Research

My research has centred on the development of statistical methodology and applications in biological and medical research. More specifically my work has focused on the development of statistical methods for integrating –omics data from multiple platforms and devising models for incorporating related biological information with these data. Topics of ongoing research are :

Processing of various high thoughput -omics data.

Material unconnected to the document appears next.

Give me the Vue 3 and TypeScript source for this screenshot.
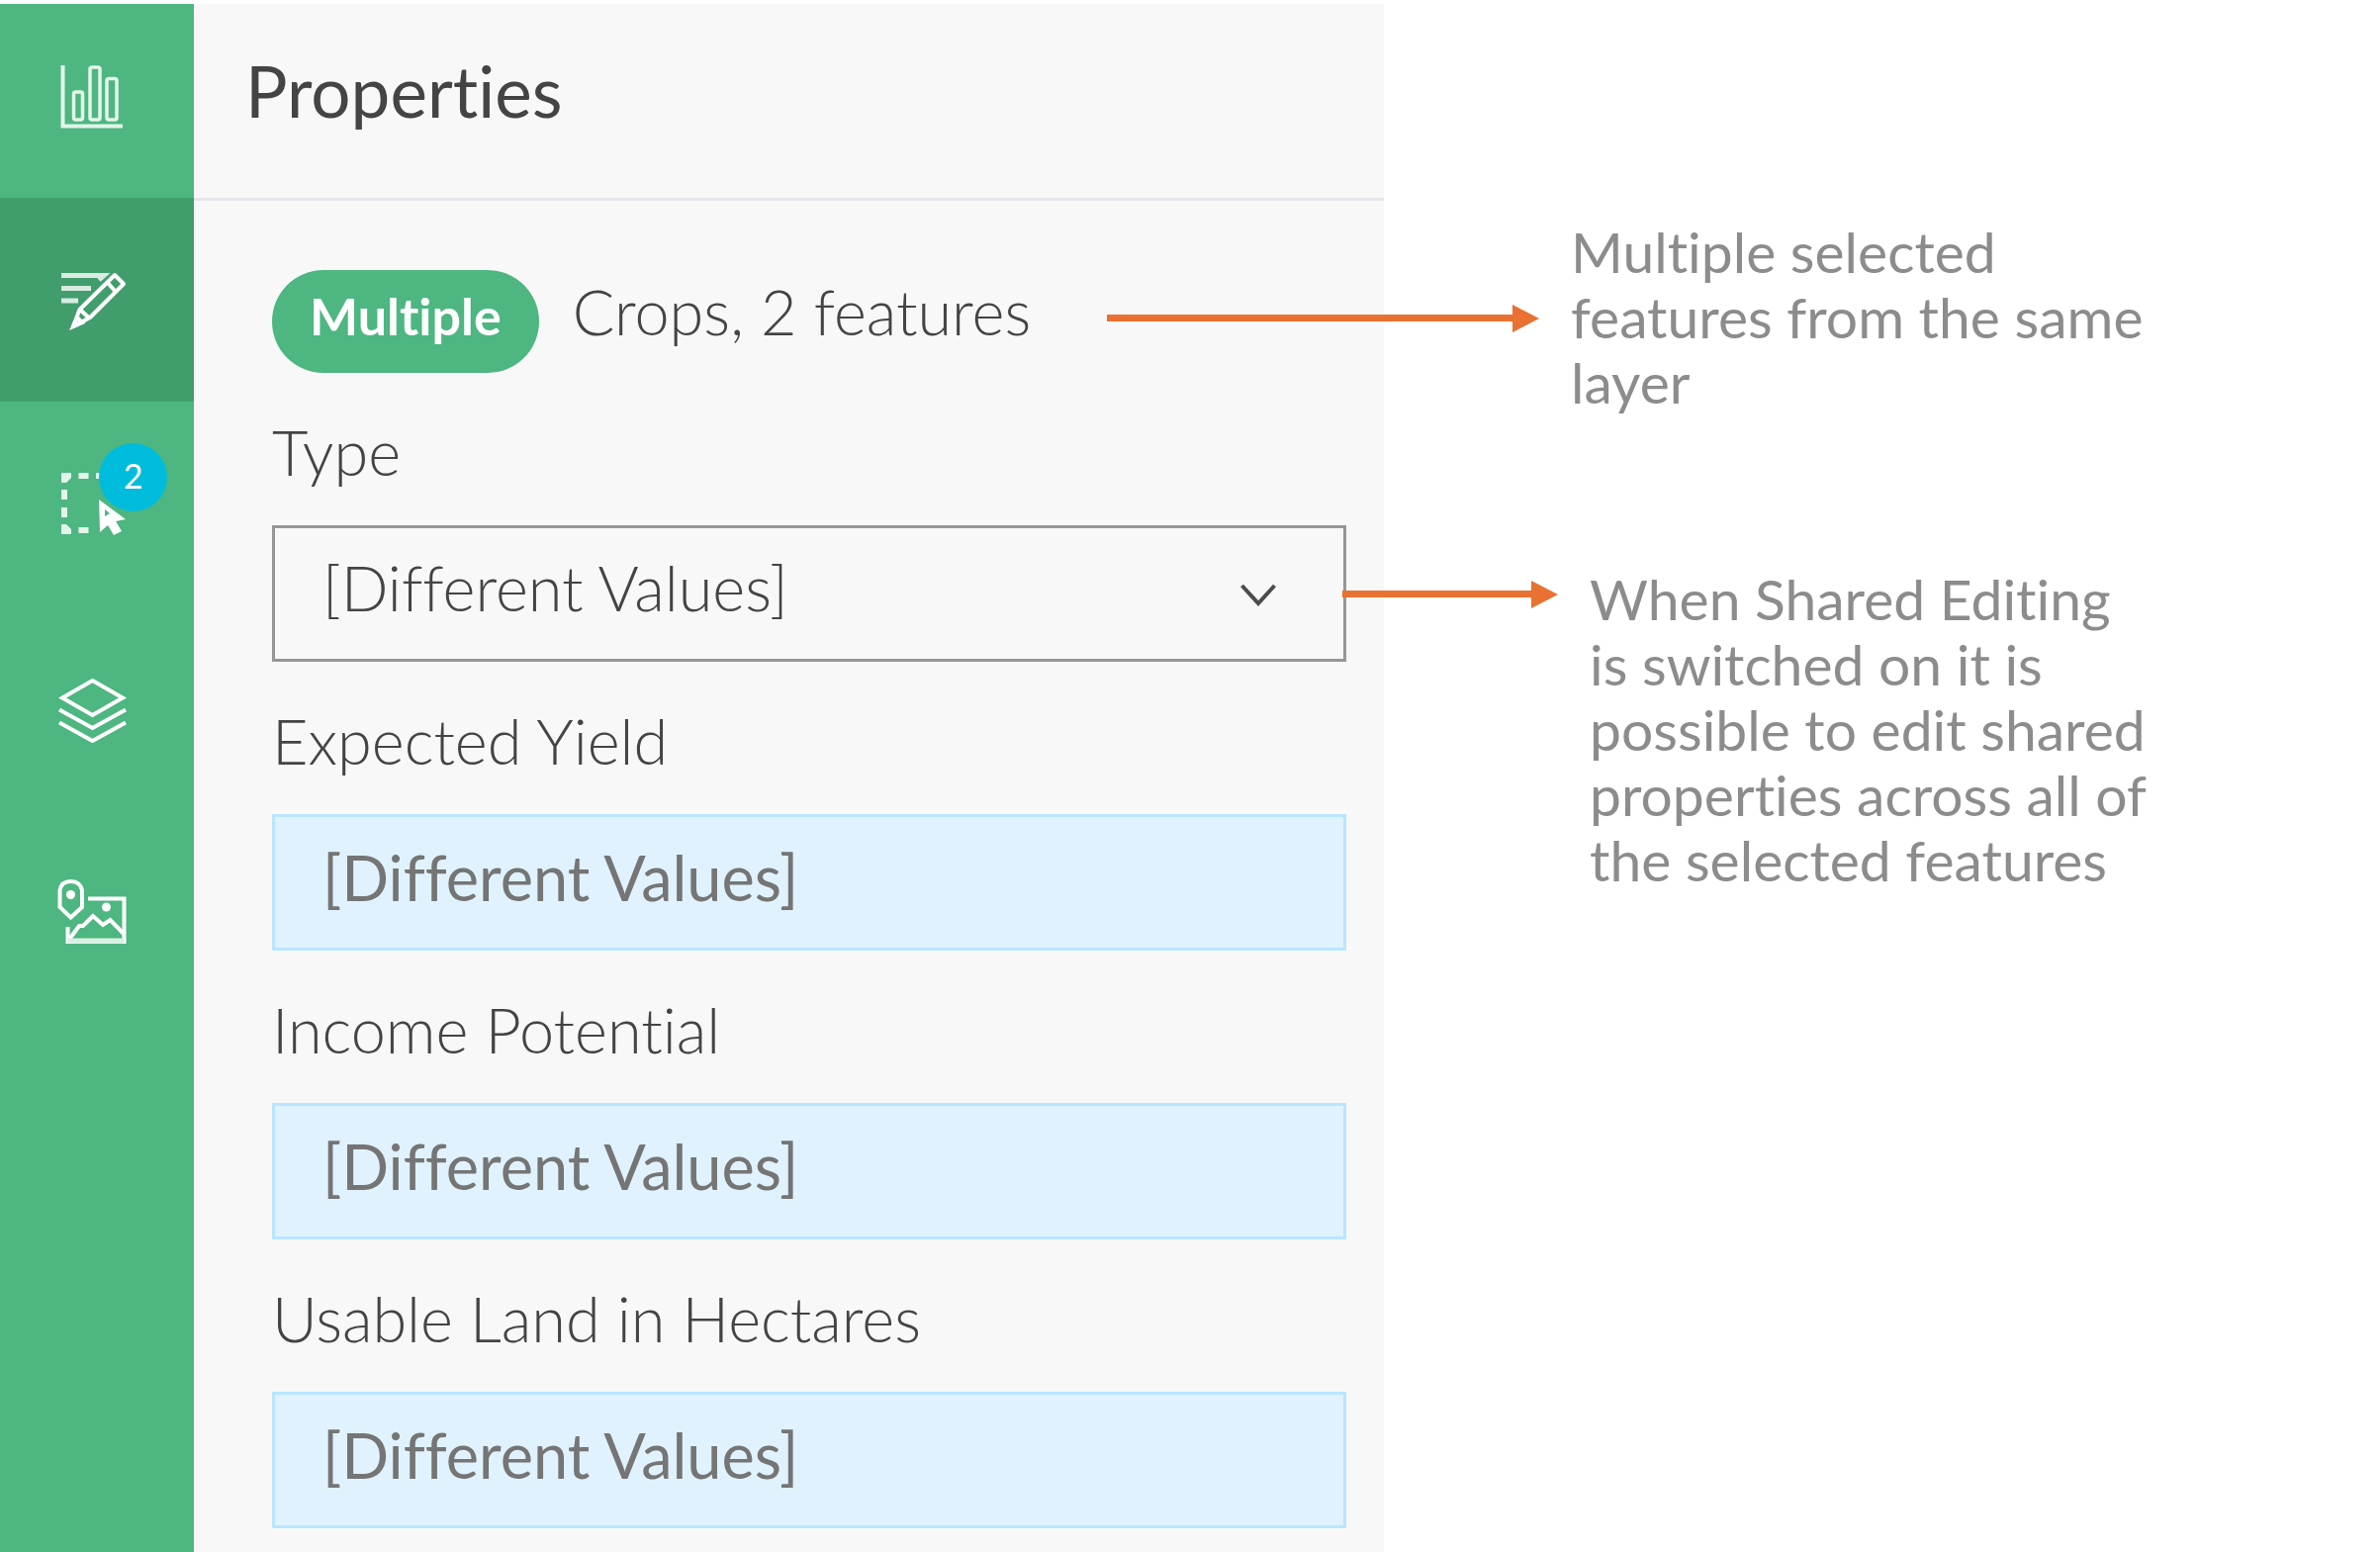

Effective interpretation relies on appropriate preprocessing techniques in each and every new biotechnological data. Despite their advantages, new biotechnologies contain many intrinsic sources of systematic variation that reduce the biology to detect real biological signals. Identifying and addressing preprocessing issues is an important component before embarking on modelling and integration of data. Technologies that we have examine includes various

high throughput sequencing including (exome sequencing, RNA-seq, CAGE-seq and miRNA-seq).
Gene expression microarray from different platfroms.
miRNA expression from microarrays and RT-PCR.
Protein expression from iTRAQ and SILAC.
Clinical and pathaological data.

My recent interest is to examine effective normalization strategies for removing intrinsic sources of systematic variation from non-standard array plotforms. This includes normalization examining microRNA and iTRAQ data. Unlike the large amount of literature on normalization with gene expression and –seq data, these data are characterize by large proportion of missing values (up to 60 or 70% in iTRAQ) and large propostion of noise (up to 95%) in microRNA arrays.

Vertical data integration

With recent dramatic expansion in numbers and types of biotechnologies increases the type of available infomration that we are able to measure. These data and databases now promises groudbreaking discoveries in complex diseases. Critical to these discoveries will be the development of new powerful adaptive, robust and stable statistical methodologies to unravel underlying biological structures and information from large and complex data. In classical (horizontal) type of data integratio, data are typically collected from more samples or patients with the same measurment. In contrast, vertical (omics) data collects more genetic infomration from the same patients. As such these data are often characterise by smaller number of samples and more varaibles, sample mismatch. Successful integration faces the challenges of dealing with

understanding and developing analysis approaches for many individual platforms
developing robust models that accounts for correlated information from mutiple platforms.

Two borad area of questions are

1) To build better predicitve model for biomarker discovery.

2) What are the underlying relationship between and within these omics data.